The HDPC has been holding public hearings across the state on 2011's hot topics including liquor privatization. Here is some of what I've been hearing so far:
Privateers have speculated that the sale of 850 licenses would garner $2 billion or more. To generate that much, each would have to be sold for $2.3 million. No other state has experienced that windfall.
· An audit in Virginia found that 1000 licenses would need to be sold to raise $200 million, an average of $200,000 per license
· In West Virginia, 89 of 165 stores licenses sold for less than $200,000 in 2010, an additional 45 sold for less than $100,000
Pennsylvania's Wine and Spirits stores generate more than $500 million for the state annually.
Currently there is a wine and spirits store in each of Pennsylvania's 67 counties.
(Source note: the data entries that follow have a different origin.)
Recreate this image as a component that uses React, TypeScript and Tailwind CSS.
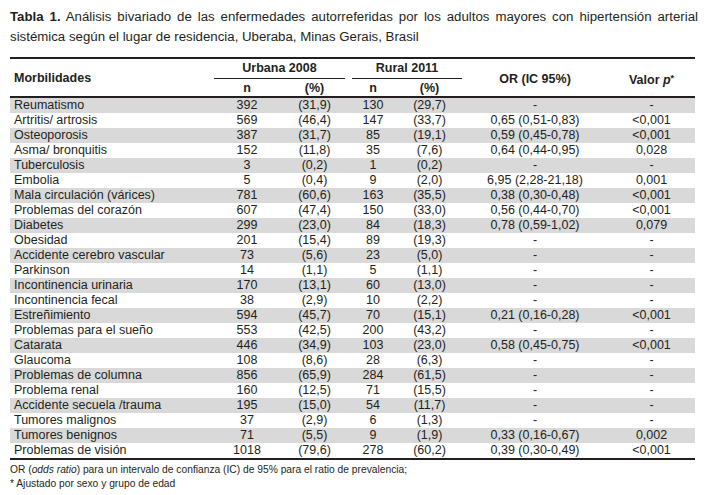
import React from "react";

// Tabla 1: morbilidades autorreferidas, urbana 2008 vs rural 2011
type Row = [string, string, string, string, string, string, string];

const rows: Row[] = [
  ["Reumatismo", "392", "(31,9)", "130", "(29,7)", "-", "-"],
  ["Artritis/ artrosis", "569", "(46,4)", "147", "(33,7)", "0,65 (0,51-0,83)", "<0,001"],
  ["Osteoporosis", "387", "(31,7)", "85", "(19,1)", "0,59 (0,45-0,78)", "<0,001"],
  ["Asma/ bronquitis", "152", "(11,8)", "35", "(7,6)", "0,64 (0,44-0,95)", "0,028"],
  ["Tuberculosis", "3", "(0,2)", "1", "(0,2)", "-", "-"],
  ["Embolia", "5", "(0,4)", "9", "(2,0)", "6,95 (2,28-21,18)", "0,001"],
  ["Mala circulación (várices)", "781", "(60,6)", "163", "(35,5)", "0,38 (0,30-0,48)", "<0,001"],
  ["Problemas del corazón", "607", "(47,4)", "150", "(33,0)", "0,56 (0,44-0,70)", "<0,001"],
  ["Diabetes", "299", "(23,0)", "84", "(18,3)", "0,78 (0,59-1,02)", "0,079"],
  ["Obesidad", "201", "(15,4)", "89", "(19,3)", "-", "-"],
  ["Accidente cerebro vascular", "73", "(5,6)", "23", "(5,0)", "-", "-"],
  ["Parkinson", "14", "(1,1)", "5", "(1,1)", "-", "-"],
  ["Incontinencia urinaria", "170", "(13,1)", "60", "(13,0)", "-", "-"],
  ["Incontinencia fecal", "38", "(2,9)", "10", "(2,2)", "-", "-"],
  ["Estreñimiento", "594", "(45,7)", "70", "(15,1)", "0,21 (0,16-0,28)", "<0,001"],
  ["Problemas para el sueño", "553", "(42,5)", "200", "(43,2)", "-", "-"],
  ["Catarata", "446", "(34,9)", "103", "(23,0)", "0,58 (0,45-0,75)", "<0,001"],
  ["Glaucoma", "108", "(8,6)", "28", "(6,3)", "-", "-"],
  ["Problemas de columna", "856", "(65,9)", "284", "(61,5)", "-", "-"],
  ["Problema renal", "160", "(12,5)", "71", "(15,5)", "-", "-"],
  ["Accidente secuela /trauma", "195", "(15,0)", "54", "(11,7)", "-", "-"],
  ["Tumores malignos", "37", "(2,9)", "6", "(1,3)", "-", "-"],
  ["Tumores benignos", "71", "(5,5)", "9", "(1,9)", "0,33 (0,16-0,67)", "0,002"],
  ["Problemas de visión", "1018", "(79,6)", "278", "(60,2)", "0,39 (0,30-0,49)", "<0,001"],
];

export default function App() {
  return (
    <div className="w-[708px] h-[495px] bg-white px-[10px] pt-[7px] text-[#231f20] font-['Liberation_Sans',Arial,sans-serif]">
      {/* título */}
      <div className="text-[13.25px] leading-[20px]">
        <p className="whitespace-nowrap text-justify [text-align-last:justify]">
          <b>Tabla 1.</b> Análisis bivariado de las enfermedades autorreferidas por los adultos mayores con hipertensión arterial
        </p>
        <p>sistémica según el lugar de residencia, Uberaba, Minas Gerais, Brasil</p>
      </div>

      <table className="mt-[10px] w-[685px] table-fixed border-collapse text-[12.5px] leading-[15px]">
        <colgroup>
          <col className="w-[204px]" />
          <col className="w-[66px]" />
          <col className="w-[69px]" />
          <col className="w-[48px]" />
          <col className="w-[65px]" />
          <col className="w-[146px]" />
          <col className="w-[87px]" />
        </colgroup>
        <thead>
          <tr className="border-t-2 border-[#231f20]">
            <th rowSpan={2} className="text-left font-bold pl-[4px] pt-[2px]">Morbilidades</th>
            <th colSpan={2} className="p-0 font-bold h-[19px] align-bottom">
              <div className="mr-[4px] border-b border-[#231f20] pb-[2px] pt-[2px]">Urbana 2008</div>
            </th>
            <th colSpan={2} className="p-0 font-bold h-[19px] align-bottom">
              <div className="ml-[3px] border-b border-[#231f20] pb-[2px] pt-[2px]">Rural 2011</div>
            </th>
            <th rowSpan={2} className="font-bold pt-[3px]">OR (IC 95%)</th>
            <th rowSpan={2} className="font-bold pt-[4px]">
              Valor <i>p</i>
              <span className="text-[9px] align-[3px]">*</span>
            </th>
          </tr>
          <tr className="border-b-2 border-[#231f20]">
            <th className="font-bold h-[18px] pt-[1px]">n</th>
            <th className="font-bold pt-[1px]">(%)</th>
            <th className="font-bold pt-[1px]">n</th>
            <th className="font-bold pt-[1px]">(%)</th>
          </tr>
        </thead>
        <tbody className="border-b-2 border-[#231f20]">
          {rows.map((r, i) => (
            <tr key={r[0]} className={i % 2 === 0 ? "bg-[#d9d9d9]" : "bg-white"}>
              <td className="h-[15px] p-0 pl-[4px] whitespace-nowrap">{r[0]}</td>
              <td className="p-0 text-center">{r[1]}</td>
              <td className="p-0 text-center">{r[2]}</td>
              <td className="p-0 text-center">{r[3]}</td>
              <td className="p-0 text-center">{r[4]}</td>
              <td className="p-0 text-center">{r[5]}</td>
              <td className="p-0 text-center">{r[6]}</td>
            </tr>
          ))}
        </tbody>
      </table>

      {/* notas */}
      <div className="mt-[3px] text-[10.25px] leading-[14px]">
        <p>
          OR (<i>odds ratio</i>) para un intervalo de confianza (IC) de 95% para el ratio de prevalencia;
        </p>
        <p>* Ajustado por sexo y grupo de edad</p>
      </div>
    </div>
  );
}
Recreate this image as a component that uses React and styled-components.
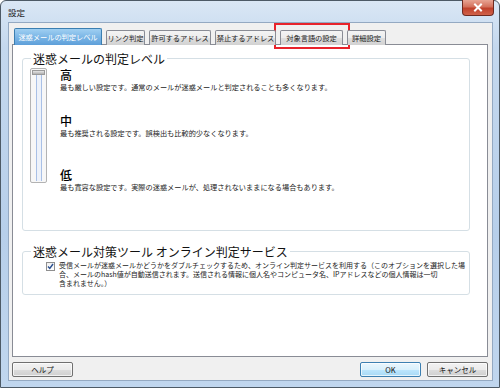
import styled, { createGlobalStyle } from "styled-components";

const GlobalStyle = createGlobalStyle`
  html, body {
    margin: 0;
    padding: 0;
    background: #ffffff;
  }
  body {
    font-family: "Noto Sans CJK JP", "Liberation Sans", sans-serif;
    color: #000;
  }
`;

const Window = styled.div`
  position: relative;
  width: 500px;
  height: 388px;
  box-sizing: border-box;
  border: 1px solid #4d5a66;
  border-radius: 6px 6px 0 0;
  background: linear-gradient(180deg, #dae7f5 0%, #c4d8ee 12%, #b7cfea 60%, #c0d6ee 100%);
  display: flex;
  flex-direction: column;
  padding: 0 6px 6px 7px;
`;

const TitleBar = styled.div`
  height: 21px;
  display: flex;
  align-items: center;
  font-size: 8.5px;
  color: #1a1a1a;
`;

const CloseButton = styled.div`
  position: absolute;
  top: -1px;
  right: 5px;
  width: 32px;
  height: 16px;
  box-sizing: border-box;
  border: 1px solid #6e2a20;
  border-top: none;
  border-radius: 0 0 4px 4px;
  background: linear-gradient(180deg, #e8a493 0%, #d4715c 45%, #c0412b 55%, #d0624a 100%);
  display: flex;
  align-items: center;
  justify-content: center;
`;

const Client = styled.div`
  flex: 1;
  background: #f0f0f0;
  border: 1px solid #94a9c2;
  display: flex;
  flex-direction: column;
  padding: 5px 4px 0 3px;
`;

const TabRow = styled.div`
  display: flex;
  align-items: flex-end;
  gap: 4px;
  padding-left: 2px;
  height: 17px;
  position: relative;
  z-index: 1;
  margin-bottom: -1px;
`;

const Tab = styled.div`
  width: ${(p) => p.$w}px;
  height: ${(p) => (p.$active ? "17px" : "15px")};
  box-sizing: border-box;
  border: 1px solid ${(p) => (p.$active ? "#3c7fb1" : "#898c95")};
  border-bottom: none;
  border-radius: 2px 2px 0 0;
  background: ${(p) =>
    p.$active
      ? "linear-gradient(180deg, #9fcff2 0%, #7bb6e6 50%, #5e9fd9 100%)"
      : "linear-gradient(180deg, #f4f4f4 0%, #ececec 50%, #dedede 51%, #d2d2d2 100%)"};
  color: ${(p) => (p.$active ? "#ffffff" : "#222")};
  font-size: 7.3px;
  line-height: ${(p) => (p.$active ? "16px" : "14px")};
  text-align: center;
  white-space: nowrap;
  letter-spacing: -0.1px;
`;

const Panel = styled.div`
  height: 313px;
  box-sizing: border-box;
  background: #ffffff;
  border: 1px solid #898c95;
  padding: 7px 17px 0 9px;
`;

const Group = styled.fieldset`
  margin: 0;
  padding: 0 0 0 7px;
  border: 1px solid #d5dfe5;
  border-radius: 3px;
  height: ${(p) => p.$h}px;
  box-sizing: border-box;
  margin-top: ${(p) => p.$top || 0}px;
`;

const Legend = styled.legend`
  font-size: 12px;
  line-height: 13px;
  padding: 0 2px;
  margin-left: 1px;
  color: #111;
`;

const LevelRow = styled.div`
  display: flex;
  gap: 13px;
  padding-top: 3px;
`;

const Track = styled.div`
  width: 17px;
  height: 115px;
  box-sizing: border-box;
  border: 1px solid #b3b3b3;
  border-radius: 2px;
  background: #f7f7f7;
  display: flex;
  flex-direction: column;
  align-items: center;
  padding: 1px 0;
`;

const Thumb = styled.div`
  width: 13px;
  height: 5px;
  box-sizing: border-box;
  border: 1px solid #9a9a9a;
  background: linear-gradient(180deg, #e6e6e6, #b0b0b0);
`;

const Rail = styled.div`
  flex: 1;
  width: 6px;
  box-sizing: border-box;
  border-left: 1px solid #a9c0e6;
  border-right: 1px solid #a9c0e6;
  background: #edf2fa;
`;

const Levels = styled.div`
  display: flex;
  flex-direction: column;
`;

const Level = styled.div`
  margin-top: ${(p) => p.$gap}px;
`;

const LevelTitle = styled.div`
  font-size: 12px;
  line-height: 14px;
  font-weight: 500;
`;

const Desc = styled.div`
  font-size: 7.2px;
  line-height: 10px;
  color: #222;
  white-space: nowrap;
`;

const CheckRow = styled.div`
  display: flex;
  gap: 4px;
  padding: 3px 0 0 16px;
`;

const CheckBox = styled.div`
  width: 9px;
  height: 9px;
  flex: none;
  margin-top: 1px;
  box-sizing: border-box;
  border: 1px solid #8f8f8f;
  background: linear-gradient(180deg, #f0f0f0, #ffffff);
  display: flex;
  align-items: center;
  justify-content: center;
`;

const CheckText = styled.div`
  font-size: 7px;
  line-height: 9px;
  color: #222;
  white-space: nowrap;
`;

const Footer = styled.div`
  display: flex;
  align-items: center;
  padding: 5px 0 0 0;
  gap: 6px;
`;

const Button = styled.div`
  width: 61px;
  height: 15px;
  box-sizing: border-box;
  border: 1px solid ${(p) => (p.$primary ? "#3c7fb1" : "#707070")};
  border-radius: 2px;
  background: ${(p) =>
    p.$primary
      ? "linear-gradient(180deg, #eaf6fd 0%, #d9f0fc 50%, #bee6fd 51%, #a7d9f5 100%)"
      : "linear-gradient(180deg, #f2f2f2 0%, #ebebeb 50%, #dddddd 51%, #cfcfcf 100%)"};
  box-shadow: inset 0 0 0 1px rgba(255, 255, 255, 0.7);
  font-size: 7.5px;
  line-height: 13px;
  text-align: center;
  color: #111;
`;

const Spacer = styled.div`
  flex: 1;
`;

const Highlight = styled.div`
  position: absolute;
  left: 273px;
  top: 22px;
  width: 76px;
  height: 26px;
  box-sizing: border-box;
  border: 2px solid #e8232b;
`;

const tabs = [
  { label: "迷惑メールの判定レベル", w: 88 },
  { label: "リンク判定", w: 39 },
  { label: "許可するアドレス", w: 62 },
  { label: "禁止するアドレス", w: 61 },
  { label: "対象言語の設定", w: 63 },
  { label: "詳細設定", w: 39 },
];

const levels = [
  { title: "高", gap: 0, desc: "最も厳しい設定です。通常のメールが迷惑メールと判定されることも多くなります。" },
  { title: "中", gap: 22, desc: "最も推奨される設定です。誤検出も比較的少なくなります。" },
  { title: "低", gap: 30, desc: "最も寛容な設定です。実際の迷惑メールが、処理されないままになる場合もあります。" },
];

export default function App() {
  return (
    <>
      <GlobalStyle />
      <Window>
        <TitleBar>設定</TitleBar>
        <CloseButton>
          <svg width="10" height="9" viewBox="0 0 10 9">
            <path d="M2 1.5 L8 7.5 M8 1.5 L2 7.5" stroke="#fff" strokeWidth="2" strokeLinecap="square" />
          </svg>
        </CloseButton>
        <Client>
          <TabRow>
            {tabs.map((t, i) => (
              <Tab key={t.label} $w={t.w} $active={i === 0}>
                {t.label}
              </Tab>
            ))}
          </TabRow>
          <Panel>
            <Group $h={179}>
              <Legend>迷惑メールの判定レベル</Legend>
              <LevelRow>
                <Track>
                  <Thumb />
                  <Rail />
                </Track>
                <Levels>
                  {levels.map((l) => (
                    <Level key={l.title} $gap={l.gap}>
                      <LevelTitle>{l.title}</LevelTitle>
                      <Desc>{l.desc}</Desc>
                    </Level>
                  ))}
                </Levels>
              </LevelRow>
            </Group>
            <Group $h={50} $top={14}>
              <Legend>迷惑メール対策ツール オンライン判定サービス</Legend>
              <CheckRow>
                <CheckBox>
                  <svg width="7" height="7" viewBox="0 0 7 7">
                    <path d="M1 3.5 L2.8 5.5 L6 1" stroke="#2a4f8f" strokeWidth="1.4" fill="none" />
                  </svg>
                </CheckBox>
                <CheckText>
                  受信メールが迷惑メールかどうかをダブルチェックするため、オンライン判定サービスを利用する（このオプションを選択した場
                  <br />
                  合、メールのhash値が自動送信されます。送信される情報に個人名やコンピュータ名、IPアドレスなどの個人情報は一切
                  <br />
                  含まれません。）
                </CheckText>
              </CheckRow>
            </Group>
          </Panel>
          <Footer>
            <Button>ヘルプ</Button>
            <Spacer />
            <Button $primary>OK</Button>
            <Button>キャンセル</Button>
          </Footer>
        </Client>
        <Highlight />
      </Window>
    </>
  );
}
West Virginia had a similar system, however when it was privatized 5 rural counties lost their liquor stores. Several others have licenses held by convenience or drug stores, which offer little shelf space for liquor and wine selections, thereby limiting consumer choice.
Not only will the roughly 4500 currently state store employees lose their jobs, but experience in other states demonstrates that licenses go to existing stores, which choose to use existing staff to stock their shelves.
Public Safety/Social Costs
Independent research by the Marin Institute has found that "increased availability of alcohol is generally associated with increases in consumption."
Increased consumption due to privatization has proven harmful and costly, as higher instances of violence, burglary, vandalism, drunk driving, reckless sex, teen pregnancy and addiction occur.
These costs have a number associated: $3.6 billion annually, including increased medical costs, criminal justice and public program costs, property damage, lost work hours and quality of life costs.